Pakistan has always been one of the toughest countries to be a journalist. However, in recent months, it appears that the Pakistani establishment seeks to “shackle” the media as never before.
According to a report in RFE/RL (Radio Free Europe/Radio Liberty): “free media is now being shackled like never before, as veteran reporters have been leaving after experiencing threats, the nation’s most popular TV station was forced off the air, and nationwide distribution of Pakistan’s oldest newspaper has been halted.”
Pakistani journalist Taha Siddiqui had to flee the country and is currently living in Paris. He “left Pakistan in January, shortly after armed men beat, threatened, and attempted to kidnap him in broad daylight as he took a taxi to the airport in the capital, Islamabad. “The army and intelligence agencies were threatening me and I suspect the people who tried to kidnap me were from the army,” says Siddiqui, speaking to RFE/RL from Paris, where he has relocated. “They do not like investigative reporting that uncovers the wrongdoings of those institutions.”
Pakistani journalist Taha Siddiqui talks to reporters after being assaulted by armed men in Islamabad on January 10. A well-known reporter, the 33-year-old’s work has appeared in The New York Times, The Guardian, and other Western media outlets. In 2014, he was awarded the Albert Londres Prix award, the French equivalent of the Pulitzer Prize, for his coverage of Pakistan. The Islamabad bureau chief for India’s World Is One News channel, Siddiqui says he was questioned and warned by the army after a 2015 article he wrote for The New York Times about torture and abuse at army-run detention centers. He followed that up with another critical story about the army confiscating land from farmers for a military-owned housing scheme. He says he was warned by intelligence officers that he was “writing against the country’s interests and we will make a fake drugs case against you.”
The distribution of Pakistan’s oldest newspaper, founded by Quaid e Azam Muhammad Ali Jinnah, Dawn, “has been disrupted across most of the country. The disruption came days after Dawn published an interview with ousted Prime Minister Nawaz Sharif, in which the former premier criticized the army and alleged it was backing militants who carried out the deadly attacks in the Indian city of Mumbai in 2008.”
Further, “On April 1, Geo TV, part of Pakistan’s largest commercial media group, Jang, was taken off the air in many parts of the country. The ban only ended a month later after talks between the military and the network’s chiefs, who reportedly pledged to make sure the network’s coverage does not cross the military’s line.”
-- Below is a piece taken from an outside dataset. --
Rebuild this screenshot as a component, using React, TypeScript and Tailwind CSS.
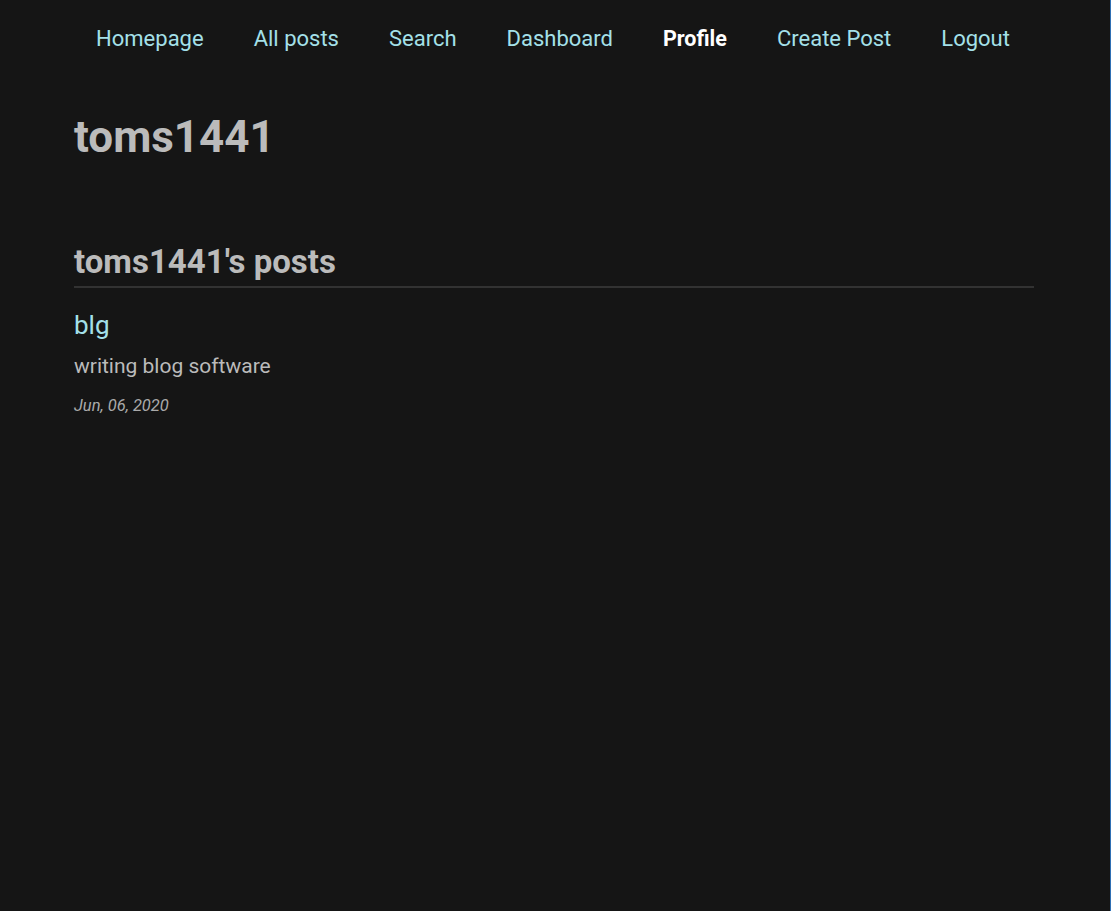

Finally, “prominent Pakistani columnists have had articles rejected by news outlets. Pakistani journalist Syed Talat Hussain wrote on Twitter on May 28 that his regular column was rejected for its content. Pakistani writers have also seen the killing of articles that cover antigovernment protests by the Pashtun ethnic minority in which the army has been accused of forced disappearances, extrajudicial killings, and discrimination. Journalist Mosharraf Zaidi said on April 17 that his story about the Pashtun Protection Movement was rejected.”